Chief Charumbira urged Mnangagwa and Chamisa to lead by example and meet over tea to promote peace in the country.

“They must work together to establish a Karanga hegemony.”

Chamisa was in attendance.

Chief Charumbira’s utterances represent a major volte-face from his statement last week where he publicly pledged allegiance to the ruling Zanu PF party at a meeting with Mnangagwa in Bulawayo.

CCC spokesperson Fadzayi Mahere said her party was not interested in a government of national unity (GNU).

“We have no interest in a GNU for we repeatedly called for dialogue with the sole agenda of discussing political reforms.  Our focus is winning Zimbabwe for change and installing a competent government led by Chamisa that puts citizens first. The CCC has the utmost respect for chiefs and traditional leaders. A CCC government will uphold the customary and constitutional roles of all traditional leaders, ensuring that they are not abused for political purposes in line with sections 280-282 of the Constitution."
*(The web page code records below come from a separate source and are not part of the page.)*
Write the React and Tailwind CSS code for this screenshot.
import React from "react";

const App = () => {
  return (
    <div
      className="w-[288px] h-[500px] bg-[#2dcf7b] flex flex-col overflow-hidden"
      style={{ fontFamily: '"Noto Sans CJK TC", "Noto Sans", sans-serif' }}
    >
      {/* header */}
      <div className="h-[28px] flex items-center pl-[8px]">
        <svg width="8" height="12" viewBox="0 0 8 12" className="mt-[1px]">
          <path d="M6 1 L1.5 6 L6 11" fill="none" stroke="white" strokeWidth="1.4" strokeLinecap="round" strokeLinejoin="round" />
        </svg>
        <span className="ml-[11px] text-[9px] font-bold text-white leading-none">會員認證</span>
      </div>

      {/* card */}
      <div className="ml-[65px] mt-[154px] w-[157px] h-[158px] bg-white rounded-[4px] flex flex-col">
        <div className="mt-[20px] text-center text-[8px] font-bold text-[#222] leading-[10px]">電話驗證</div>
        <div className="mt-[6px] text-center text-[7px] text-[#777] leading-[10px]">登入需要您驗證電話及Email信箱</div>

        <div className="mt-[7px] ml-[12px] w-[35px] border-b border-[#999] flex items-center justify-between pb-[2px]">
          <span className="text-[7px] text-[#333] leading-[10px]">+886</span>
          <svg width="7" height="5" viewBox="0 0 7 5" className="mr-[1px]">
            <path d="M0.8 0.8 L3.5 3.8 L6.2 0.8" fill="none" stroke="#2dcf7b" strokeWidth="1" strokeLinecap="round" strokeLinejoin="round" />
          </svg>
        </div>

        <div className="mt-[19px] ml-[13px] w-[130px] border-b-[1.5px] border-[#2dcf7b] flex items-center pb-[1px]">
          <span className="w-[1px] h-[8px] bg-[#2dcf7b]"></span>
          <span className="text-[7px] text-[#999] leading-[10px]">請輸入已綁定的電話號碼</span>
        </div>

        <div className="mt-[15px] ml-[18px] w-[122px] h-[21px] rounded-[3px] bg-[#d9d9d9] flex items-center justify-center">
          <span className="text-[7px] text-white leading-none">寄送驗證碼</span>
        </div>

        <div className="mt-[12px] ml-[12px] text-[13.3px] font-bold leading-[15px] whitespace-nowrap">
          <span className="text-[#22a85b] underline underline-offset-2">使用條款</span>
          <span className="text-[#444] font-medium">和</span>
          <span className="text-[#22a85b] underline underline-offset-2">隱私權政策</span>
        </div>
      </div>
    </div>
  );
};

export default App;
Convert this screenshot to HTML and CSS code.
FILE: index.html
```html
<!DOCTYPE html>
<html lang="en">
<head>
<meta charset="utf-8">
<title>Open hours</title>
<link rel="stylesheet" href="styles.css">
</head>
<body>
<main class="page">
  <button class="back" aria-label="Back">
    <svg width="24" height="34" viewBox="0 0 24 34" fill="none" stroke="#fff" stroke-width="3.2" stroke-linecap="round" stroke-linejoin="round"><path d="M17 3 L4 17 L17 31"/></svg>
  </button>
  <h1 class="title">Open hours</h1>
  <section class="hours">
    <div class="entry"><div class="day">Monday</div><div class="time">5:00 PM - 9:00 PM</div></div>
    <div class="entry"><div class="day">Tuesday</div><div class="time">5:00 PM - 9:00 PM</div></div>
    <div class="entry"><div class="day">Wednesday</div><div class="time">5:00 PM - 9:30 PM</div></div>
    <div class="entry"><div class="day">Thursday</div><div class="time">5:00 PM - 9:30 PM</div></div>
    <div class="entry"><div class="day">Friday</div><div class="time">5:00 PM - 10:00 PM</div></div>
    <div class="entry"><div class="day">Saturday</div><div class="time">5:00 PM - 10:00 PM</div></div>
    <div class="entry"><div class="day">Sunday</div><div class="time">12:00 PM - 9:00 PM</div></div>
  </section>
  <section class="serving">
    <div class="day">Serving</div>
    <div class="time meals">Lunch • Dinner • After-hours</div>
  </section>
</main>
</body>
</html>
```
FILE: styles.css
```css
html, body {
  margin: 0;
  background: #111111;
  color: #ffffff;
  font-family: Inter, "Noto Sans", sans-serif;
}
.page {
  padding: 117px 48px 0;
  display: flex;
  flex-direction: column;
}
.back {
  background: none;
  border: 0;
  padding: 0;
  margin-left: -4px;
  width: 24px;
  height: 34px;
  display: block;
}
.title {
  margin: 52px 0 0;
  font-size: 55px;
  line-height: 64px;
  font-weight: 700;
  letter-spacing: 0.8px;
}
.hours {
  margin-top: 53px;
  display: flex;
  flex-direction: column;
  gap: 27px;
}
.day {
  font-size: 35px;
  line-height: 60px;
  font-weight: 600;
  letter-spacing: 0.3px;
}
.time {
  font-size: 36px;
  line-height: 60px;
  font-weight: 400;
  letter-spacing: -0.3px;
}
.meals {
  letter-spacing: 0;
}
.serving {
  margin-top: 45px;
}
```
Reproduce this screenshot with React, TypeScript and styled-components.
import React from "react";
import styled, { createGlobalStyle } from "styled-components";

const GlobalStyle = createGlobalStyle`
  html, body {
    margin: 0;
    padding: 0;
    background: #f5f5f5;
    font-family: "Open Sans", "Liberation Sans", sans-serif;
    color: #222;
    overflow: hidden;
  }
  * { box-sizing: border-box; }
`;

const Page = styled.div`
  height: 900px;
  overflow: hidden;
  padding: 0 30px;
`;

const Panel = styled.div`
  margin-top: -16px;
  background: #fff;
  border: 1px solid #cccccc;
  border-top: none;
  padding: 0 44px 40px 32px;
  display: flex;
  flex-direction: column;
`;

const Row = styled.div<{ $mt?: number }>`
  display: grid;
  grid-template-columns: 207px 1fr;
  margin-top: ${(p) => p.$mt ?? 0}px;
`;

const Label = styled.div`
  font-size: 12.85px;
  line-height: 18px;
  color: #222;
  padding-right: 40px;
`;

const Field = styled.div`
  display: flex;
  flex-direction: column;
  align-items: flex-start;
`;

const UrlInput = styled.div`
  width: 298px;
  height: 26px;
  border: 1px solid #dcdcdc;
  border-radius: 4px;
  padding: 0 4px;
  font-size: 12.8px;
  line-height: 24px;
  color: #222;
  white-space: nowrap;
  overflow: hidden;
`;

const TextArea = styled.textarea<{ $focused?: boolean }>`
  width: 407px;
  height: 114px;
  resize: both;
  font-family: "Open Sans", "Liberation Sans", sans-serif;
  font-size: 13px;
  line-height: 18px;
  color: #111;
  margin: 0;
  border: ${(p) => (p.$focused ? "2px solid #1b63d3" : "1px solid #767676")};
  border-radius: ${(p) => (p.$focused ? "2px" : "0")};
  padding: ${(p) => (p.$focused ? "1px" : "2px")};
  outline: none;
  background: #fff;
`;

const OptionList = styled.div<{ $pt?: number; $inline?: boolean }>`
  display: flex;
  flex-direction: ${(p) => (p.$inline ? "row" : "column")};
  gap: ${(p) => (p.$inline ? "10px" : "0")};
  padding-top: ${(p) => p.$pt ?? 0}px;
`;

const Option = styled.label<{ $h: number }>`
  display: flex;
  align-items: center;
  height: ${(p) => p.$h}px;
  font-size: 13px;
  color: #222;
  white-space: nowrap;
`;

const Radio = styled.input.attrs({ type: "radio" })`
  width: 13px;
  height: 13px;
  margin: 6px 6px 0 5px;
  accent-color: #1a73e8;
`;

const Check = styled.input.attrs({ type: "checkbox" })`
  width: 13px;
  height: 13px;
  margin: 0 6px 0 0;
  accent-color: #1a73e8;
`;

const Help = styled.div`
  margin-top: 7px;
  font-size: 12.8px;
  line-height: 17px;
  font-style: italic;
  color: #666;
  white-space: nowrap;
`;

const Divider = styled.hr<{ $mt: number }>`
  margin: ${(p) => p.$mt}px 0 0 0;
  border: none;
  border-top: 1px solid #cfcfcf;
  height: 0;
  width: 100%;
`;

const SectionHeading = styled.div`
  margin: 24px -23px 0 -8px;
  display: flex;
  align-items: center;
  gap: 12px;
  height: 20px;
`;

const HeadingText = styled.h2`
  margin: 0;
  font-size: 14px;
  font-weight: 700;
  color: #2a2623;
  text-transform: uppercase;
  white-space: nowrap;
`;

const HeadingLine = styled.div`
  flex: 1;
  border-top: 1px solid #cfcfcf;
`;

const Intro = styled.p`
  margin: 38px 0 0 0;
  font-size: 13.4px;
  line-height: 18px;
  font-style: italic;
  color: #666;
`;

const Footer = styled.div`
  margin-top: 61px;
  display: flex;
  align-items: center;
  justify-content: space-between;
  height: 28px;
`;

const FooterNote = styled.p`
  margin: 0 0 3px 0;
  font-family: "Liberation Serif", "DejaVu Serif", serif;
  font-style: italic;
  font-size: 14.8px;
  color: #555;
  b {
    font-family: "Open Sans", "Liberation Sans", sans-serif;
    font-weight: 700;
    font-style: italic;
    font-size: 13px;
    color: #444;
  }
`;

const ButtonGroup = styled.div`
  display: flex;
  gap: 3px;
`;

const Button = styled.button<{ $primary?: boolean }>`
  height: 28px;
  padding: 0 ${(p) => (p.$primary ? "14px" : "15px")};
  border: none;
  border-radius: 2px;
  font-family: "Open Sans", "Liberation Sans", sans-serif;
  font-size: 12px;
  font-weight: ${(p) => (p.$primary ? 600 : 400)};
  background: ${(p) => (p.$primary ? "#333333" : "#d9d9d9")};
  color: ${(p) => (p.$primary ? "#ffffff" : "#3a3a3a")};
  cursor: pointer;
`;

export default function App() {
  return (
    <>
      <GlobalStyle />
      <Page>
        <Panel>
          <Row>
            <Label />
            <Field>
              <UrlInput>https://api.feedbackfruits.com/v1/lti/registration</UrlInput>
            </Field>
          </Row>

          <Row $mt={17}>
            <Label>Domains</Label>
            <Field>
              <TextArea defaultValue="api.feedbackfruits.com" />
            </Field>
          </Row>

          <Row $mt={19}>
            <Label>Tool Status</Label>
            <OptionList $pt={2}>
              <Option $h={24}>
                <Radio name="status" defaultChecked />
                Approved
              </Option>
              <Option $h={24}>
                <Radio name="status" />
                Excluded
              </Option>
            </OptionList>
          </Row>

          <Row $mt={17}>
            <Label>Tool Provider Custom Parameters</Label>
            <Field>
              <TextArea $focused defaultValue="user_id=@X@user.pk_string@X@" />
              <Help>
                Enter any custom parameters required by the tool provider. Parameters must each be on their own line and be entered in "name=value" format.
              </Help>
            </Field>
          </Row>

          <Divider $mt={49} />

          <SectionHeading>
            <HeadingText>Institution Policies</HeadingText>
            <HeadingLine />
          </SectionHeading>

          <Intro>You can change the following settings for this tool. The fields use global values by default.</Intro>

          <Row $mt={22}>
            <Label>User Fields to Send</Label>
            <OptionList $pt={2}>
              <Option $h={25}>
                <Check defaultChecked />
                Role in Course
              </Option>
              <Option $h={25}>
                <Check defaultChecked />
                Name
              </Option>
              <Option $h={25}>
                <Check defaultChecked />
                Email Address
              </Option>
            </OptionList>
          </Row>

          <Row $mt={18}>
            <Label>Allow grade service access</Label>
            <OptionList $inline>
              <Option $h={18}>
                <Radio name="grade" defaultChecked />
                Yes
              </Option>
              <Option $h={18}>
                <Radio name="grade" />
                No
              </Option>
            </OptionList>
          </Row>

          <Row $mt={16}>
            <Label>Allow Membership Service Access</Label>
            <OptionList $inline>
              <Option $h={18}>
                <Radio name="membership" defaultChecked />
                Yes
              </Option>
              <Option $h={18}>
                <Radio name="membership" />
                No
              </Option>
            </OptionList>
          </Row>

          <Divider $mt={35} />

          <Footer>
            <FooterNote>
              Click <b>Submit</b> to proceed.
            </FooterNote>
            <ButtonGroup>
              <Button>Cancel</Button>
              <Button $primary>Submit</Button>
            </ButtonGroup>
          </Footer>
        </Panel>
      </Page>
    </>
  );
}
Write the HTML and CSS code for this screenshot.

Political analysts lauded Charumbira’s speech, but expressed concern that his call for the establishment of a Karanga ethnic hegemony might promote tribalism.

Academic and political analyst Alexander Rusere said:  “It’s one thing for the chief to be preaching tolerance, peace and issues of Mnangagwa and Chamisa engaging in dialogue, but it’s another to then have this kind of thinking saying it ought to then supplant the necessity of conducting elections.

“The problem we have is that of tribal politics at play in evoking the Kalanga dynamics of two rivalry presidents and him.”

Rusere said democracy was not born out of two men wearing suits and talking together to nullify elections.